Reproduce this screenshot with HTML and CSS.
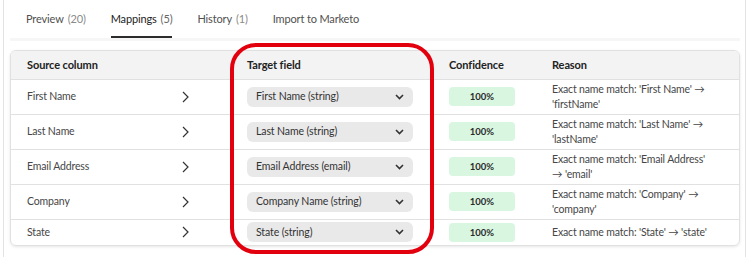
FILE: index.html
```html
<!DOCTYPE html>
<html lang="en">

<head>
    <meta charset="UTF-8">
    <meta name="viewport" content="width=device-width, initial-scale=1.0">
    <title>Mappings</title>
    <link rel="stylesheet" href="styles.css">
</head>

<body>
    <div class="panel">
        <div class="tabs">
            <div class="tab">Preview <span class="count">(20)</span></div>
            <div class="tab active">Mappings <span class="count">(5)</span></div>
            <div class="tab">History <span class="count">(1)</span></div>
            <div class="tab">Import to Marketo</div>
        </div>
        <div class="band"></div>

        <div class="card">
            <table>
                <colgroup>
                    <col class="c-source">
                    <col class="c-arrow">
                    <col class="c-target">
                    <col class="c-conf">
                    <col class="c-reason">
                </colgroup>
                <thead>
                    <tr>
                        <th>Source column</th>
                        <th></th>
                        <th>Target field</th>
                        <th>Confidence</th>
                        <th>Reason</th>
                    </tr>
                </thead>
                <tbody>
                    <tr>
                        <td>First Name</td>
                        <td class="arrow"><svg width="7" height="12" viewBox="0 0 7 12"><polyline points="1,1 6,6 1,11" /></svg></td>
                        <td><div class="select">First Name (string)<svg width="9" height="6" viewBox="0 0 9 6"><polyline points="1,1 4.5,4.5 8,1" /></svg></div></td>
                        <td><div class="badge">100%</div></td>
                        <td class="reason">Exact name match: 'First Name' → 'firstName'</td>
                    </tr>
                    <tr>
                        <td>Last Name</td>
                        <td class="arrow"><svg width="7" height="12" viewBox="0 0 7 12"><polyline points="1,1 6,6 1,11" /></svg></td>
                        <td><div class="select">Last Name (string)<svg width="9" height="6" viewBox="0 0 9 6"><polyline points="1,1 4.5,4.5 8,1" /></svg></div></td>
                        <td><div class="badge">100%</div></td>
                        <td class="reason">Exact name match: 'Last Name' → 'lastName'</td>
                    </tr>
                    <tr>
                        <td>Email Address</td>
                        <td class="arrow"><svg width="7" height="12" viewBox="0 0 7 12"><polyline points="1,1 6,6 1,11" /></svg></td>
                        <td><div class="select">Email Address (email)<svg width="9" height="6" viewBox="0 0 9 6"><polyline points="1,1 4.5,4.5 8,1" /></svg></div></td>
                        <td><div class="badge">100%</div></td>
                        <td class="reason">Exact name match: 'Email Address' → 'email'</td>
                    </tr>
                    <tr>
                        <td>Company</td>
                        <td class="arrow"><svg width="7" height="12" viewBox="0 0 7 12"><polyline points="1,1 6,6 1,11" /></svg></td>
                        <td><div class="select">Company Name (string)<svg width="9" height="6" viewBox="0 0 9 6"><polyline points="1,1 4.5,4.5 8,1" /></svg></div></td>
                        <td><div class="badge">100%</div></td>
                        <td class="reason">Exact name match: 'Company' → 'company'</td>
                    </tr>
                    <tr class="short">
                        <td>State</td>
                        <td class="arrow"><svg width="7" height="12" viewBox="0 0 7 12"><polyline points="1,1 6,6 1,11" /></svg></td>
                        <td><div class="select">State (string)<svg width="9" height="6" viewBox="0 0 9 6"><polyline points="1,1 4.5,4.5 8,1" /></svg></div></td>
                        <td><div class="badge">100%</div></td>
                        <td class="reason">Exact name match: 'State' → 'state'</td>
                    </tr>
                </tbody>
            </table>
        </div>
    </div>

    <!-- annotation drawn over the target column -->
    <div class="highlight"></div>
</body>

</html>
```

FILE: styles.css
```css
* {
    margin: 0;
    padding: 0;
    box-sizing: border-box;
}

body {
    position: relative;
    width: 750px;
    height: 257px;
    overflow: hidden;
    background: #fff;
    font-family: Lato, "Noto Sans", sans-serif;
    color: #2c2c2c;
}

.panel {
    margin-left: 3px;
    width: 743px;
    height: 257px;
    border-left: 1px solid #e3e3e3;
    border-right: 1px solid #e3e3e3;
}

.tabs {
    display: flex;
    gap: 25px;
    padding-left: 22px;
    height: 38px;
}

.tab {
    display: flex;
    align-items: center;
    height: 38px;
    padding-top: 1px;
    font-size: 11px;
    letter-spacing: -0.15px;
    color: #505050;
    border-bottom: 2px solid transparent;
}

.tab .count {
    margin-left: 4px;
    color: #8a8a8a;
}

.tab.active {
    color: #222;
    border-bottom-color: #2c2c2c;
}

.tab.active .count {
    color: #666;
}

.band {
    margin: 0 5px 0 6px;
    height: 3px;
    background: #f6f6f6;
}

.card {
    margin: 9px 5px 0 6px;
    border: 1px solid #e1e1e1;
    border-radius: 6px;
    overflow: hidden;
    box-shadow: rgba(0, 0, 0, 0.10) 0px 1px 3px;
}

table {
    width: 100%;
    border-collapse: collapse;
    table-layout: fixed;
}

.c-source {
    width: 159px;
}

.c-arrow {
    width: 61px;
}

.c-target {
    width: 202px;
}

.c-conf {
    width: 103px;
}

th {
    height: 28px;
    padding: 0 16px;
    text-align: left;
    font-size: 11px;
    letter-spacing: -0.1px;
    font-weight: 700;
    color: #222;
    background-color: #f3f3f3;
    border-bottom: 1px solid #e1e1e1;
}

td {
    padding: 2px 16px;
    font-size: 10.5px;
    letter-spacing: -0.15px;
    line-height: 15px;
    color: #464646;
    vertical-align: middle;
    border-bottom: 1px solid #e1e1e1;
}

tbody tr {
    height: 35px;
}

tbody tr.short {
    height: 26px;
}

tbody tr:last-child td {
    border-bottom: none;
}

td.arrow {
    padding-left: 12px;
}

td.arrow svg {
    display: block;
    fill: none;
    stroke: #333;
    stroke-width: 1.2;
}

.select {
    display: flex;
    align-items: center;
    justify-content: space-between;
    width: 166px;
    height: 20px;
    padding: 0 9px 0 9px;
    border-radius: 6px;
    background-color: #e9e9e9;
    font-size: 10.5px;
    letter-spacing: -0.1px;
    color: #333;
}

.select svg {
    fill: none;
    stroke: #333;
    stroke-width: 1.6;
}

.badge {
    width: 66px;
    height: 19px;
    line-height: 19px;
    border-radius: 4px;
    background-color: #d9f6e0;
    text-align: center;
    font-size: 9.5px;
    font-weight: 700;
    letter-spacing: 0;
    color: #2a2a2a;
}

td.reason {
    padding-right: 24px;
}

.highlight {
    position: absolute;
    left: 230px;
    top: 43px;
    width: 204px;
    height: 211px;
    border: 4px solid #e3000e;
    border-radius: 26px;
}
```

* _Exercise directions_
Working from the material above, transcribe it exactly while omitting pictures.

* _Exercise answer_
Reproduce this screenshot with HTML and CSS.
FILE: index.html
```html
<!DOCTYPE html>
<html lang="en">

<head>
    <meta charset="UTF-8">
    <meta name="viewport" content="width=device-width, initial-scale=1.0">
    <title>Mappings</title>
    <link rel="stylesheet" href="styles.css">
</head>

<body>
    <div class="panel">
        <div class="tabs">
            <div class="tab">Preview <span class="count">(20)</span></div>
            <div class="tab active">Mappings <span class="count">(5)</span></div>
            <div class="tab">History <span class="count">(1)</span></div>
            <div class="tab">Import to Marketo</div>
        </div>
        <div class="band"></div>

        <div class="card">
            <table>
                <colgroup>
                    <col class="c-source">
                    <col class="c-arrow">
                    <col class="c-target">
                    <col class="c-conf">
                    <col class="c-reason">
                </colgroup>
                <thead>
                    <tr>
                        <th>Source column</th>
                        <th></th>
                        <th>Target field</th>
                        <th>Confidence</th>
                        <th>Reason</th>
                    </tr>
                </thead>
                <tbody>
                    <tr>
                        <td>First Name</td>
                        <td class="arrow"><svg width="7" height="12" viewBox="0 0 7 12"><polyline points="1,1 6,6 1,11" /></svg></td>
                        <td><div class="select">First Name (string)<svg width="9" height="6" viewBox="0 0 9 6"><polyline points="1,1 4.5,4.5 8,1" /></svg></div></td>
                        <td><div class="badge">100%</div></td>
                        <td class="reason">Exact name match: 'First Name' → 'firstName'</td>
                    </tr>
                    <tr>
                        <td>Last Name</td>
                        <td class="arrow"><svg width="7" height="12" viewBox="0 0 7 12"><polyline points="1,1 6,6 1,11" /></svg></td>
                        <td><div class="select">Last Name (string)<svg width="9" height="6" viewBox="0 0 9 6"><polyline points="1,1 4.5,4.5 8,1" /></svg></div></td>
                        <td><div class="badge">100%</div></td>
                        <td class="reason">Exact name match: 'Last Name' → 'lastName'</td>
                    </tr>
                    <tr>
                        <td>Email Address</td>
                        <td class="arrow"><svg width="7" height="12" viewBox="0 0 7 12"><polyline points="1,1 6,6 1,11" /></svg></td>
                        <td><div class="select">Email Address (email)<svg width="9" height="6" viewBox="0 0 9 6"><polyline points="1,1 4.5,4.5 8,1" /></svg></div></td>
                        <td><div class="badge">100%</div></td>
                        <td class="reason">Exact name match: 'Email Address' → 'email'</td>
                    </tr>
                    <tr>
                        <td>Company</td>
                        <td class="arrow"><svg width="7" height="12" viewBox="0 0 7 12"><polyline points="1,1 6,6 1,11" /></svg></td>
                        <td><div class="select">Company Name (string)<svg width="9" height="6" viewBox="0 0 9 6"><polyline points="1,1 4.5,4.5 8,1" /></svg></div></td>
                        <td><div class="badge">100%</div></td>
                        <td class="reason">Exact name match: 'Company' → 'company'</td>
                    </tr>
                    <tr class="short">
                        <td>State</td>
                        <td class="arrow"><svg width="7" height="12" viewBox="0 0 7 12"><polyline points="1,1 6,6 1,11" /></svg></td>
                        <td><div class="select">State (string)<svg width="9" height="6" viewBox="0 0 9 6"><polyline points="1,1 4.5,4.5 8,1" /></svg></div></td>
                        <td><div class="badge">100%</div></td>
                        <td class="reason">Exact name match: 'State' → 'state'</td>
                    </tr>
                </tbody>
            </table>
        </div>
    </div>

    <!-- annotation drawn over the target column -->
    <div class="highlight"></div>
</body>

</html>
```

FILE: styles.css
```css
* {
    margin: 0;
    padding: 0;
    box-sizing: border-box;
}

body {
    position: relative;
    width: 750px;
    height: 257px;
    overflow: hidden;
    background: #fff;
    font-family: Lato, "Noto Sans", sans-serif;
    color: #2c2c2c;
}

.panel {
    margin-left: 3px;
    width: 743px;
    height: 257px;
    border-left: 1px solid #e3e3e3;
    border-right: 1px solid #e3e3e3;
}

.tabs {
    display: flex;
    gap: 25px;
    padding-left: 22px;
    height: 38px;
}

.tab {
    display: flex;
    align-items: center;
    height: 38px;
    padding-top: 1px;
    font-size: 11px;
    letter-spacing: -0.15px;
    color: #505050;
    border-bottom: 2px solid transparent;
}

.tab .count {
    margin-left: 4px;
    color: #8a8a8a;
}

.tab.active {
    color: #222;
    border-bottom-color: #2c2c2c;
}

.tab.active .count {
    color: #666;
}

.band {
    margin: 0 5px 0 6px;
    height: 3px;
    background: #f6f6f6;
}

.card {
    margin: 9px 5px 0 6px;
    border: 1px solid #e1e1e1;
    border-radius: 6px;
    overflow: hidden;
    box-shadow: rgba(0, 0, 0, 0.10) 0px 1px 3px;
}

table {
    width: 100%;
    border-collapse: collapse;
    table-layout: fixed;
}

.c-source {
    width: 159px;
}

.c-arrow {
    width: 61px;
}

.c-target {
    width: 202px;
}

.c-conf {
    width: 103px;
}

th {
    height: 28px;
    padding: 0 16px;
    text-align: left;
    font-size: 11px;
    letter-spacing: -0.1px;
    font-weight: 700;
    color: #222;
    background-color: #f3f3f3;
    border-bottom: 1px solid #e1e1e1;
}

td {
    padding: 2px 16px;
    font-size: 10.5px;
    letter-spacing: -0.15px;
    line-height: 15px;
    color: #464646;
    vertical-align: middle;
    border-bottom: 1px solid #e1e1e1;
}

tbody tr {
    height: 35px;
}

tbody tr.short {
    height: 26px;
}

tbody tr:last-child td {
    border-bottom: none;
}

td.arrow {
    padding-left: 12px;
}

td.arrow svg {
    display: block;
    fill: none;
    stroke: #333;
    stroke-width: 1.2;
}

.select {
    display: flex;
    align-items: center;
    justify-content: space-between;
    width: 166px;
    height: 20px;
    padding: 0 9px 0 9px;
    border-radius: 6px;
    background-color: #e9e9e9;
    font-size: 10.5px;
    letter-spacing: -0.1px;
    color: #333;
}

.select svg {
    fill: none;
    stroke: #333;
    stroke-width: 1.6;
}

.badge {
    width: 66px;
    height: 19px;
    line-height: 19px;
    border-radius: 4px;
    background-color: #d9f6e0;
    text-align: center;
    font-size: 9.5px;
    font-weight: 700;
    letter-spacing: 0;
    color: #2a2a2a;
}

td.reason {
    padding-right: 24px;
}

.highlight {
    position: absolute;
    left: 230px;
    top: 43px;
    width: 204px;
    height: 211px;
    border: 4px solid #e3000e;
    border-radius: 26px;
}
```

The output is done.